### WRITTEN PROBLEM
Show all lines from the data that include the word "screenshot".

### RECORDS SUPPLIED
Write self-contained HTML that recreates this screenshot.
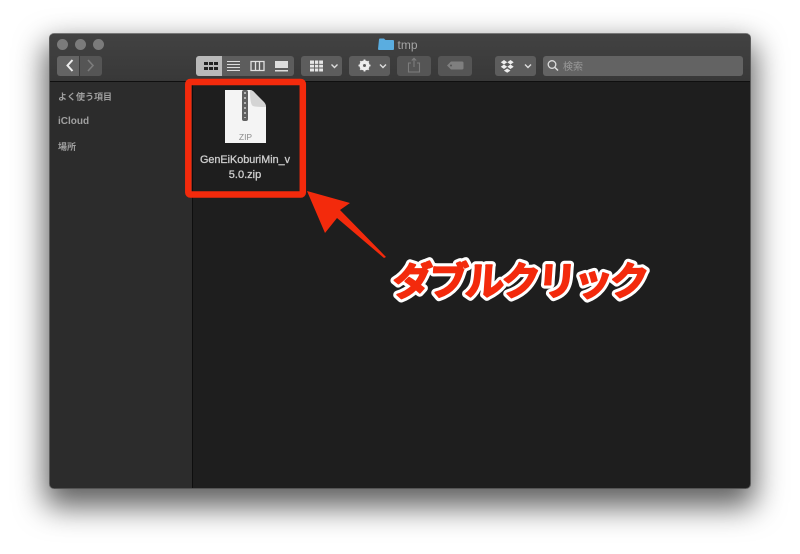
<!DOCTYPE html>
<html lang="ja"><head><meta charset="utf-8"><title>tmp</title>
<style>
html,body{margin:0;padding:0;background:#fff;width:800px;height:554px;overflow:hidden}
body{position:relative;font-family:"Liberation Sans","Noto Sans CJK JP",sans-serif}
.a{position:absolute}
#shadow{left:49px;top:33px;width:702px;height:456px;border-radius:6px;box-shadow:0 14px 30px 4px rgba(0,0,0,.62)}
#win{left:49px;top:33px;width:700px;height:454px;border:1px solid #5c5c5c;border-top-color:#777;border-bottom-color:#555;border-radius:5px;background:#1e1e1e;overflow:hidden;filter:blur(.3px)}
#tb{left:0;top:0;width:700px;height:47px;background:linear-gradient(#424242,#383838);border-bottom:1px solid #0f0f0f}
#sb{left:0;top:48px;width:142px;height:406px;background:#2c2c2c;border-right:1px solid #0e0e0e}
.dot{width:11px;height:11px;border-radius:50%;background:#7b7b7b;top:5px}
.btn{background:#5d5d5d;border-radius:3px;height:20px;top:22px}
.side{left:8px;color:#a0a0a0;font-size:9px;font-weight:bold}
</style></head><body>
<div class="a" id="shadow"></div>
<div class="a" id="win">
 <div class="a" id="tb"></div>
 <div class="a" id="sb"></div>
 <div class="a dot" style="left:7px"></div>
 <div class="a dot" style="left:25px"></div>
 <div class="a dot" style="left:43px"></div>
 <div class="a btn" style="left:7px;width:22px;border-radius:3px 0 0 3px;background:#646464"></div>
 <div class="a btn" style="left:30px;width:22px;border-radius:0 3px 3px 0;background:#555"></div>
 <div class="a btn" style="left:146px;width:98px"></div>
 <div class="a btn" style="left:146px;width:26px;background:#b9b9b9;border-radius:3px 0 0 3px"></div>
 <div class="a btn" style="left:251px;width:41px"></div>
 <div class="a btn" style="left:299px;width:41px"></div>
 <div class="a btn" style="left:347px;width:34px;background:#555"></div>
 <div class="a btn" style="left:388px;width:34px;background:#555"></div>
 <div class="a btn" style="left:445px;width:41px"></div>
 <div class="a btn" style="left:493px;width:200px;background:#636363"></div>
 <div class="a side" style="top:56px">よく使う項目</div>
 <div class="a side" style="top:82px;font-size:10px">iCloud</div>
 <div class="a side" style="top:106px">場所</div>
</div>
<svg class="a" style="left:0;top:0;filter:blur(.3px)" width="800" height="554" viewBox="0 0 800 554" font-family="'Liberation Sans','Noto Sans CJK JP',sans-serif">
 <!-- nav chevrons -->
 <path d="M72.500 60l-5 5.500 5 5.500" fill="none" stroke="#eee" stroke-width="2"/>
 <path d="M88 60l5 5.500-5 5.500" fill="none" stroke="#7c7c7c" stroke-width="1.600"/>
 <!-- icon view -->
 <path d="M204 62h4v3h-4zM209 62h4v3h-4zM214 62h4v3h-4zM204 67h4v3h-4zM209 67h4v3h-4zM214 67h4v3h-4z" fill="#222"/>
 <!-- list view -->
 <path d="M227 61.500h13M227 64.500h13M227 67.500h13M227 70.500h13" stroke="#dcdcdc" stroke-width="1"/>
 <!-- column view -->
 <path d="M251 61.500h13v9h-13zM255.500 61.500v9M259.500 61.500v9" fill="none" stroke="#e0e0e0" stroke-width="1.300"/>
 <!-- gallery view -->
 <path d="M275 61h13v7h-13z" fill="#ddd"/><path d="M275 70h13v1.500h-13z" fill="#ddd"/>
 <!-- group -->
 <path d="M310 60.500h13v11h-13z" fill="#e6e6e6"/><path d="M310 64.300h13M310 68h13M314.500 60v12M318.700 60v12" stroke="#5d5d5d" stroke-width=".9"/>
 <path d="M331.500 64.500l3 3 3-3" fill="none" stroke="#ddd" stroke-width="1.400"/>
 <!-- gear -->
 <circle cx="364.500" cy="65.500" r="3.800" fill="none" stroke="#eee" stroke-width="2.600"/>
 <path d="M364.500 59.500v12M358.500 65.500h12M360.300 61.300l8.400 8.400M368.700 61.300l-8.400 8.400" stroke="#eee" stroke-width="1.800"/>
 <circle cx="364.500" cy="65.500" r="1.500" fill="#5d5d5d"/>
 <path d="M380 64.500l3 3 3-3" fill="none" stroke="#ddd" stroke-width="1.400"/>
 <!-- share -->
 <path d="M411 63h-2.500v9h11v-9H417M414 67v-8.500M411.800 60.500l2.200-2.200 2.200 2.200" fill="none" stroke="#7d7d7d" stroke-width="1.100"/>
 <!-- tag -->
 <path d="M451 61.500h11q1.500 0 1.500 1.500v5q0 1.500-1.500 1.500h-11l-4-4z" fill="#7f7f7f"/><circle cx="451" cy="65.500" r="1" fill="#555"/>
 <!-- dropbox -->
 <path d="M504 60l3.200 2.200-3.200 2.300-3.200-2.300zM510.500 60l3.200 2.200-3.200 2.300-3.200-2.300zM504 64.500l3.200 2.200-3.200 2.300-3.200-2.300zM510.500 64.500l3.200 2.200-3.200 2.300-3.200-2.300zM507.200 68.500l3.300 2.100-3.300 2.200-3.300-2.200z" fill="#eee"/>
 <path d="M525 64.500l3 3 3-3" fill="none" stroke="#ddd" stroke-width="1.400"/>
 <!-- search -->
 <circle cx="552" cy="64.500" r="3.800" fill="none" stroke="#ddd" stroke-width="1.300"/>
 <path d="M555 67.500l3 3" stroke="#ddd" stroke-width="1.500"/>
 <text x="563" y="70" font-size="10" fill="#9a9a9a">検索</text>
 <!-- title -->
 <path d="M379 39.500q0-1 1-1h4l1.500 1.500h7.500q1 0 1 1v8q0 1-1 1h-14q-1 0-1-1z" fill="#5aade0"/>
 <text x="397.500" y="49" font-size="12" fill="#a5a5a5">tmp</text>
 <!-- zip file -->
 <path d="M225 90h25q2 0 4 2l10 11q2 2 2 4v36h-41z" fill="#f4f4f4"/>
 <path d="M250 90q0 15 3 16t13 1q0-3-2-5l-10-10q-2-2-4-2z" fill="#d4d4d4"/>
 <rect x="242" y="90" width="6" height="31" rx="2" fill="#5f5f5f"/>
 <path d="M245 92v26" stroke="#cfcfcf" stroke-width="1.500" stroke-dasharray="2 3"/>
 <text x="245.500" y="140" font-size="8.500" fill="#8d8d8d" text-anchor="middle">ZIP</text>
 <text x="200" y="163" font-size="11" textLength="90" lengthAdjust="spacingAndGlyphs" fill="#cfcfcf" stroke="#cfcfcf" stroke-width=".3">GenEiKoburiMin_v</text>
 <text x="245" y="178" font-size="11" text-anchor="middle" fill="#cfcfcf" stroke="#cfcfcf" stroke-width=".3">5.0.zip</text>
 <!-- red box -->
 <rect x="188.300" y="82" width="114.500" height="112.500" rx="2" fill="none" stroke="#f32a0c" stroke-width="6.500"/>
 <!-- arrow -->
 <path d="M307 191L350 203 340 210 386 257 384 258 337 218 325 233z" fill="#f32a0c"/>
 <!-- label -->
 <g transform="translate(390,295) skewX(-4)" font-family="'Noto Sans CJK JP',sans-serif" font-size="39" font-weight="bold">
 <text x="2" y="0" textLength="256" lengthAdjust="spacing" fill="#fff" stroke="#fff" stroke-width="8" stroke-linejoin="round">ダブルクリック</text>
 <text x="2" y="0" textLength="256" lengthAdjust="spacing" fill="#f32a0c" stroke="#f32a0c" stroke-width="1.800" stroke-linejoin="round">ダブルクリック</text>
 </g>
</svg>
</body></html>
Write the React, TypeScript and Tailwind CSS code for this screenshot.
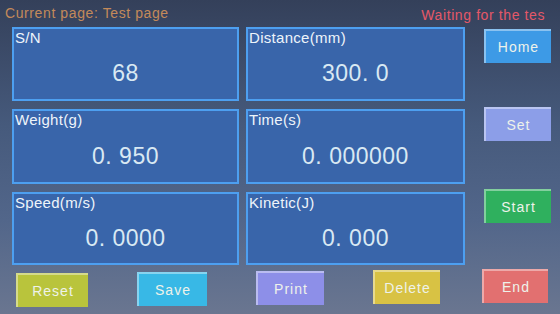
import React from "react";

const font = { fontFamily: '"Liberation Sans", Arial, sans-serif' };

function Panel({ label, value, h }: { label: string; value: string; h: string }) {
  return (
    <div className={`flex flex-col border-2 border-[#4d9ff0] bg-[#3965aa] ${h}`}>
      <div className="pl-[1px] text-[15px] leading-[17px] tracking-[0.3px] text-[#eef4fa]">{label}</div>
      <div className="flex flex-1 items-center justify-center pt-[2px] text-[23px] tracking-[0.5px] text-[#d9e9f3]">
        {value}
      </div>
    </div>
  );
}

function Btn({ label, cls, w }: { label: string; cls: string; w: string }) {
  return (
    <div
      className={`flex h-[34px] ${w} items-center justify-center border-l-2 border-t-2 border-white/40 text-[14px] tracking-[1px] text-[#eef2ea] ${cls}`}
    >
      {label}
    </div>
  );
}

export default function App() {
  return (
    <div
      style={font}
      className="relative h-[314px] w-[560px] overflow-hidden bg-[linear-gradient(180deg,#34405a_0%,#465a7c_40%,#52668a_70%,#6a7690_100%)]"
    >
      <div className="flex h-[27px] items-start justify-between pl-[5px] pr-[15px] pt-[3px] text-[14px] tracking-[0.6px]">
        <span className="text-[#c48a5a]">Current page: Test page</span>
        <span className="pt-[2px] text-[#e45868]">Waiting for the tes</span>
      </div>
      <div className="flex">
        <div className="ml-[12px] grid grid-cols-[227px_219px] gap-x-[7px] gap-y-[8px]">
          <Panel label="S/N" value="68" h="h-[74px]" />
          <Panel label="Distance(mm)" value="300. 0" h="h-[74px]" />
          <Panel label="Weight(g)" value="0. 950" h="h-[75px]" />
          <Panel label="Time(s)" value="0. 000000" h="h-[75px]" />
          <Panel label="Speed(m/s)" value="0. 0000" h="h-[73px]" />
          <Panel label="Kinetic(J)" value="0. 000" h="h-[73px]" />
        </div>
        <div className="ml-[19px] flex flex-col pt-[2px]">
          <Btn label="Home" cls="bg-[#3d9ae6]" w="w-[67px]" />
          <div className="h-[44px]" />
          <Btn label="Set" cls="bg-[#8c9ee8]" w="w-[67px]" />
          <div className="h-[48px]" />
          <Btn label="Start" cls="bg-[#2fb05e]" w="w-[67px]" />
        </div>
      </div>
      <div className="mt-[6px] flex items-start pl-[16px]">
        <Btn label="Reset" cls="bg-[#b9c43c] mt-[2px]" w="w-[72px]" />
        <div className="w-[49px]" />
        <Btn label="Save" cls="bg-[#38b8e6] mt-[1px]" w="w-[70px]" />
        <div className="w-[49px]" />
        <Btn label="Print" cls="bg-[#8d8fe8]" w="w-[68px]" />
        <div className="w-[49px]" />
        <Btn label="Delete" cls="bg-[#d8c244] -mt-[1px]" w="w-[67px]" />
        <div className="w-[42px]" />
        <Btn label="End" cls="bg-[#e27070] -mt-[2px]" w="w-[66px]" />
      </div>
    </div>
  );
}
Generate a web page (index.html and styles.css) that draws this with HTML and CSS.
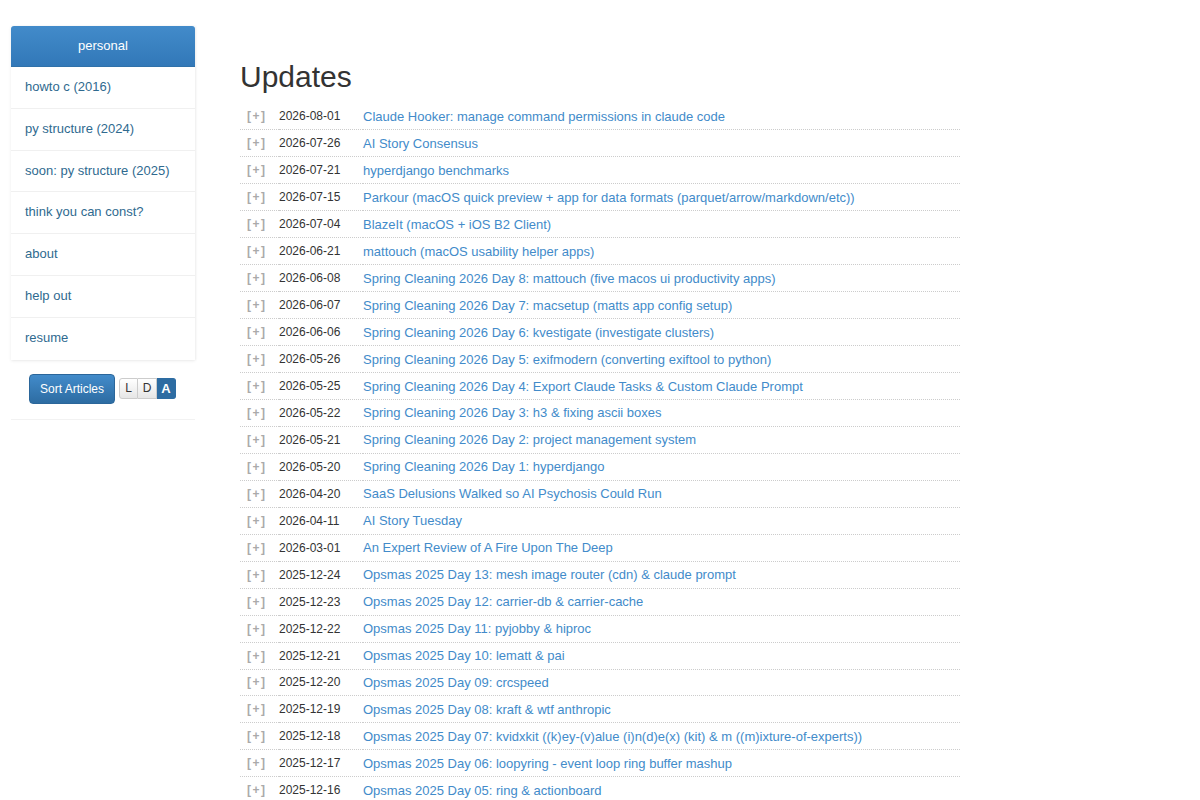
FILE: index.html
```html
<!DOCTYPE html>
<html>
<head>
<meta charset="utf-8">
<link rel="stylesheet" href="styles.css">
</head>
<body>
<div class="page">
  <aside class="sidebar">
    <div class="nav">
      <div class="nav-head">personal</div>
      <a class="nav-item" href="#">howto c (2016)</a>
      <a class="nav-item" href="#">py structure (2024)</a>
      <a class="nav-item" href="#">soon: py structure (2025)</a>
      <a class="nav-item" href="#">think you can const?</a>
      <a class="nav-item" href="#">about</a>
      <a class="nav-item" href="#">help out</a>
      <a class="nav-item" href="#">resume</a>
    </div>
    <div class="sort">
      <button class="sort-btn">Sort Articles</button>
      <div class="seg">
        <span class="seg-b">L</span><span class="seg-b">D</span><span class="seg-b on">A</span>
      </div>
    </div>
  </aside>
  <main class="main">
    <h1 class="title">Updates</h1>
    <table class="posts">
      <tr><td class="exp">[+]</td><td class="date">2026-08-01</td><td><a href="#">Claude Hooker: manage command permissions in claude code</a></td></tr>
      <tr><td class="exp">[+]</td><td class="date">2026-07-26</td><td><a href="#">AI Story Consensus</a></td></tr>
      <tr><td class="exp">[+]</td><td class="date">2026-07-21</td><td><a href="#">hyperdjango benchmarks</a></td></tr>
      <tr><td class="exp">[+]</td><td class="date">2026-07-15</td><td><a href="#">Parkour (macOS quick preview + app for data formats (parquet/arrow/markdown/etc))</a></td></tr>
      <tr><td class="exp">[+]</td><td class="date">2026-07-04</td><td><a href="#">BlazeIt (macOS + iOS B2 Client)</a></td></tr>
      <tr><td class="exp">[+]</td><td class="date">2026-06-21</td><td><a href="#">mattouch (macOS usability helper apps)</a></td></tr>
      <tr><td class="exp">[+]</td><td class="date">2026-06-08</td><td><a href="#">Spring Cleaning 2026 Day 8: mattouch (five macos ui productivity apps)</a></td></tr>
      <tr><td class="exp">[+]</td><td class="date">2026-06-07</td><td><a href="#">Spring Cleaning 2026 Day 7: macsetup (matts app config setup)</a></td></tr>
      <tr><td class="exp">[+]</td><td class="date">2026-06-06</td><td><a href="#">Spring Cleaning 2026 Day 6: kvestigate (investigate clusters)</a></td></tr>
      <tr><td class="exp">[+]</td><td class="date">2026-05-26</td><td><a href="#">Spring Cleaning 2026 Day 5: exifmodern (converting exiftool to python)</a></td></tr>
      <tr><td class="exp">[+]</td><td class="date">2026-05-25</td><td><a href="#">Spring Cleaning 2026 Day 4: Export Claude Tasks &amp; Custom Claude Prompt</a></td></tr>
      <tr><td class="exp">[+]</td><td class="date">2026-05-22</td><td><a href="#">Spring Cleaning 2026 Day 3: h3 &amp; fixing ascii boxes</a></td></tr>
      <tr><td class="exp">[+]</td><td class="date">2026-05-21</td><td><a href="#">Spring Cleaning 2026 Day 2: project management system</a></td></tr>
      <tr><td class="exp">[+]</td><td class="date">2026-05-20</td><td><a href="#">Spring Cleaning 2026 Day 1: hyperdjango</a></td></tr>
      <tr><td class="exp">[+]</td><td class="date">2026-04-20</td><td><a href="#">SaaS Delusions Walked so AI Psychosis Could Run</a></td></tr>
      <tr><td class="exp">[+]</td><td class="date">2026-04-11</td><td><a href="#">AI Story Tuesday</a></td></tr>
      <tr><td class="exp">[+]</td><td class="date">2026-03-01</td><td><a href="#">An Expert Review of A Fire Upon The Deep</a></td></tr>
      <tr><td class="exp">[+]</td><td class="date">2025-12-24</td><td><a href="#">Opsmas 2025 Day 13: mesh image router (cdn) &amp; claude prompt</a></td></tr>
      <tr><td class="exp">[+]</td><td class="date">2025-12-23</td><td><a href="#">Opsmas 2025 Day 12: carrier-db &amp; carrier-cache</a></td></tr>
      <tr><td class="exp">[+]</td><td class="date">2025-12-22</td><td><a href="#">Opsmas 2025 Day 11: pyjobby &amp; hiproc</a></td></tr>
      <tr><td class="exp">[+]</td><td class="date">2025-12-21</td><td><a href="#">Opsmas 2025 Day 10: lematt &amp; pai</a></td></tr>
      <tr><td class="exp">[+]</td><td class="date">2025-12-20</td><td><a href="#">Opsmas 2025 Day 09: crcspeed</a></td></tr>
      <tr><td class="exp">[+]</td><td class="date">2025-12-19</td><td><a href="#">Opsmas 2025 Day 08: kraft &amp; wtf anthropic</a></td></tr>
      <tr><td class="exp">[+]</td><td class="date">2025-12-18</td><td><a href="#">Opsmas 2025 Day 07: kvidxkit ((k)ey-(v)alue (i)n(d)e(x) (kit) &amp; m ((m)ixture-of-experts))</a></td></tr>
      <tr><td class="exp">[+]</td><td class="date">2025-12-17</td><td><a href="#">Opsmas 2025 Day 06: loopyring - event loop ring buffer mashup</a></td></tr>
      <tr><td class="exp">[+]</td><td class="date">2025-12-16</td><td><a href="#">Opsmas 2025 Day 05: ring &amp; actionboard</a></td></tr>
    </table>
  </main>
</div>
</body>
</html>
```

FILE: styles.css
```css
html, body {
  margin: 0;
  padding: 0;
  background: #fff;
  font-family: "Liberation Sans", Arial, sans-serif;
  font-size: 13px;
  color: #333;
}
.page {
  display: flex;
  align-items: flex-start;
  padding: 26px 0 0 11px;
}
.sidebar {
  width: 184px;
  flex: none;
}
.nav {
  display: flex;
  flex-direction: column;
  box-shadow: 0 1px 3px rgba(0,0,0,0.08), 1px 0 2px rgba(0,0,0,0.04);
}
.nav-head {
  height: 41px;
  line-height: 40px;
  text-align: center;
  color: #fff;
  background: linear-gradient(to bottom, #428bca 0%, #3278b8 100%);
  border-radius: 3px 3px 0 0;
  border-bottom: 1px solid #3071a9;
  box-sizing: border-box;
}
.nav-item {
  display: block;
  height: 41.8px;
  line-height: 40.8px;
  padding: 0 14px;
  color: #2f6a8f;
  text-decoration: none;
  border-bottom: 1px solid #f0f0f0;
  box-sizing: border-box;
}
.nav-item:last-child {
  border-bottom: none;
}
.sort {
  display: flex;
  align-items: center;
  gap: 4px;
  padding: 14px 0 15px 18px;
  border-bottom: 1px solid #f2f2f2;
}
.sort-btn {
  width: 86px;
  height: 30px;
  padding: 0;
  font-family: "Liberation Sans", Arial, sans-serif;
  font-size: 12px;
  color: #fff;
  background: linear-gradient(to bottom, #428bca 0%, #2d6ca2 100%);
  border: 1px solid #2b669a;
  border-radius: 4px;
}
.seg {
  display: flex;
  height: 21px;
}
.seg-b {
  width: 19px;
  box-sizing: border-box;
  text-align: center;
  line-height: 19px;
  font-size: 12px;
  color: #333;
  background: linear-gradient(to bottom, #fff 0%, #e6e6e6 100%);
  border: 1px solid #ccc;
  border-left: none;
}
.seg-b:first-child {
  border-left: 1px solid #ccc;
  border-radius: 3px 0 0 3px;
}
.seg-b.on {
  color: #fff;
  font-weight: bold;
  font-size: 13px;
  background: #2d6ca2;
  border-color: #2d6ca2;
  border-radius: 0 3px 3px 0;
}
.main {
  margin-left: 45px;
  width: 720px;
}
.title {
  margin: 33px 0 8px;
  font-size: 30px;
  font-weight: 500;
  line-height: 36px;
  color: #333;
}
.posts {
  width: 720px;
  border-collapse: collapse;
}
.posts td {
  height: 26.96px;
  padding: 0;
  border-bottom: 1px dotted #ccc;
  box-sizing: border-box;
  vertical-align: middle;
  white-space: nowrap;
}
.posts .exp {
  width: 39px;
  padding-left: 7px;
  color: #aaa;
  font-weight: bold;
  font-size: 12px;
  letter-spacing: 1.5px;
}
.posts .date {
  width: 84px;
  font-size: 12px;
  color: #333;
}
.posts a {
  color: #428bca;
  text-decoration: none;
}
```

### EXERCISE SOLUTION
Write self-contained HTML that recreates this screenshot.
Write the React, TypeScript and Tailwind CSS code for this screenshot.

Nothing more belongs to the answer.